**Data**:

****

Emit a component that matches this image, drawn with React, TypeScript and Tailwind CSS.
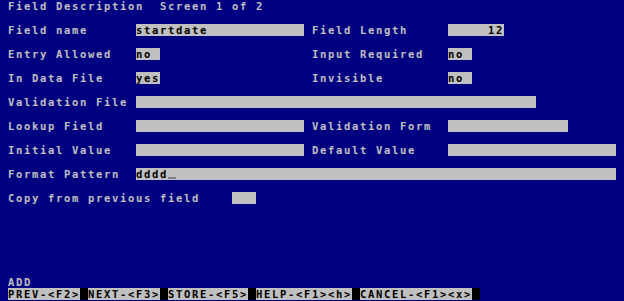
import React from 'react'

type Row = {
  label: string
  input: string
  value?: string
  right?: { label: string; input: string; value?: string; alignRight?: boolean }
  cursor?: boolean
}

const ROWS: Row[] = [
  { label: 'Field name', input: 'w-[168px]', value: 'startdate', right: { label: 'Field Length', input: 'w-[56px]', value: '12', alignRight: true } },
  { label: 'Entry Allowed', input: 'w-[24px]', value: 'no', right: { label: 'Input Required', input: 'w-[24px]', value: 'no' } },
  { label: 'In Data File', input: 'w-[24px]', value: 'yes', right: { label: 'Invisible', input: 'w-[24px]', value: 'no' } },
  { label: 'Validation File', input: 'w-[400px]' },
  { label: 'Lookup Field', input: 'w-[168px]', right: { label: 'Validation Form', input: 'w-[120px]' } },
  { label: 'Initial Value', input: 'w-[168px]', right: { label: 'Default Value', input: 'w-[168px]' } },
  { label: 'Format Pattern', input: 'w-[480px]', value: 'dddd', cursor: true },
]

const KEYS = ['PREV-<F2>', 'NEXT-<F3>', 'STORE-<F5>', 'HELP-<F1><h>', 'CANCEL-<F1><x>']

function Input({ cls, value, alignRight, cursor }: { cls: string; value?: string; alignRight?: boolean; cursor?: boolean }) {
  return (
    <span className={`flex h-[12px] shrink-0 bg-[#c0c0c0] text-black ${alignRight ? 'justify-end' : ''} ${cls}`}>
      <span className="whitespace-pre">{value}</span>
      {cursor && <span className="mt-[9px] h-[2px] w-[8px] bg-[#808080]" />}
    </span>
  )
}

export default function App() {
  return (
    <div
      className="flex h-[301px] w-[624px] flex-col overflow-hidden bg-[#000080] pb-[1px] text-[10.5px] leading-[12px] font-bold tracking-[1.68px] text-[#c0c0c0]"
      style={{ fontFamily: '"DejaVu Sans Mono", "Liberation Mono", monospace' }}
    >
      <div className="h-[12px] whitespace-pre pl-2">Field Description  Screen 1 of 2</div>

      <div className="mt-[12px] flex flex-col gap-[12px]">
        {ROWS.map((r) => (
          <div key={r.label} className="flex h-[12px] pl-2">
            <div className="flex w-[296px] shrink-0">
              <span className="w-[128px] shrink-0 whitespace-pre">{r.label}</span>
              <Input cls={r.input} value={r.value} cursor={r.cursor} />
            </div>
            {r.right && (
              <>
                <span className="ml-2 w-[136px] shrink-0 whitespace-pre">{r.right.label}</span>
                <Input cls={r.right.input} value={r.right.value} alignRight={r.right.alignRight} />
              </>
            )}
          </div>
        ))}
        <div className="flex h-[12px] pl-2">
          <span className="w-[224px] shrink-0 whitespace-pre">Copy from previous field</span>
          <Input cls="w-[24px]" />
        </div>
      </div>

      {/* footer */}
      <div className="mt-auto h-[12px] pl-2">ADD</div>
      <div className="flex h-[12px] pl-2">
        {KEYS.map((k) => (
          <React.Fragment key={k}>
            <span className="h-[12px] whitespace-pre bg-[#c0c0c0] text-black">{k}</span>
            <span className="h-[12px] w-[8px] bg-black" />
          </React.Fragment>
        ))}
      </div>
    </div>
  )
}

****

**Requirement**: Copy out all the data without changing anything, and drop the pictures.

**In response**:
Emit a component that matches this image, drawn with React, TypeScript and Tailwind CSS.
import React from 'react'

type Row = {
  label: string
  input: string
  value?: string
  right?: { label: string; input: string; value?: string; alignRight?: boolean }
  cursor?: boolean
}

const ROWS: Row[] = [
  { label: 'Field name', input: 'w-[168px]', value: 'startdate', right: { label: 'Field Length', input: 'w-[56px]', value: '12', alignRight: true } },
  { label: 'Entry Allowed', input: 'w-[24px]', value: 'no', right: { label: 'Input Required', input: 'w-[24px]', value: 'no' } },
  { label: 'In Data File', input: 'w-[24px]', value: 'yes', right: { label: 'Invisible', input: 'w-[24px]', value: 'no' } },
  { label: 'Validation File', input: 'w-[400px]' },
  { label: 'Lookup Field', input: 'w-[168px]', right: { label: 'Validation Form', input: 'w-[120px]' } },
  { label: 'Initial Value', input: 'w-[168px]', right: { label: 'Default Value', input: 'w-[168px]' } },
  { label: 'Format Pattern', input: 'w-[480px]', value: 'dddd', cursor: true },
]

const KEYS = ['PREV-<F2>', 'NEXT-<F3>', 'STORE-<F5>', 'HELP-<F1><h>', 'CANCEL-<F1><x>']

function Input({ cls, value, alignRight, cursor }: { cls: string; value?: string; alignRight?: boolean; cursor?: boolean }) {
  return (
    <span className={`flex h-[12px] shrink-0 bg-[#c0c0c0] text-black ${alignRight ? 'justify-end' : ''} ${cls}`}>
      <span className="whitespace-pre">{value}</span>
      {cursor && <span className="mt-[9px] h-[2px] w-[8px] bg-[#808080]" />}
    </span>
  )
}

export default function App() {
  return (
    <div
      className="flex h-[301px] w-[624px] flex-col overflow-hidden bg-[#000080] pb-[1px] text-[10.5px] leading-[12px] font-bold tracking-[1.68px] text-[#c0c0c0]"
      style={{ fontFamily: '"DejaVu Sans Mono", "Liberation Mono", monospace' }}
    >
      <div className="h-[12px] whitespace-pre pl-2">Field Description  Screen 1 of 2</div>

      <div className="mt-[12px] flex flex-col gap-[12px]">
        {ROWS.map((r) => (
          <div key={r.label} className="flex h-[12px] pl-2">
            <div className="flex w-[296px] shrink-0">
              <span className="w-[128px] shrink-0 whitespace-pre">{r.label}</span>
              <Input cls={r.input} value={r.value} cursor={r.cursor} />
            </div>
            {r.right && (
              <>
                <span className="ml-2 w-[136px] shrink-0 whitespace-pre">{r.right.label}</span>
                <Input cls={r.right.input} value={r.right.value} alignRight={r.right.alignRight} />
              </>
            )}
          </div>
        ))}
        <div className="flex h-[12px] pl-2">
          <span className="w-[224px] shrink-0 whitespace-pre">Copy from previous field</span>
          <Input cls="w-[24px]" />
        </div>
      </div>

      {/* footer */}
      <div className="mt-auto h-[12px] pl-2">ADD</div>
      <div className="flex h-[12px] pl-2">
        {KEYS.map((k) => (
          <React.Fragment key={k}>
            <span className="h-[12px] whitespace-pre bg-[#c0c0c0] text-black">{k}</span>
            <span className="h-[12px] w-[8px] bg-black" />
          </React.Fragment>
        ))}
      </div>
    </div>
  )
}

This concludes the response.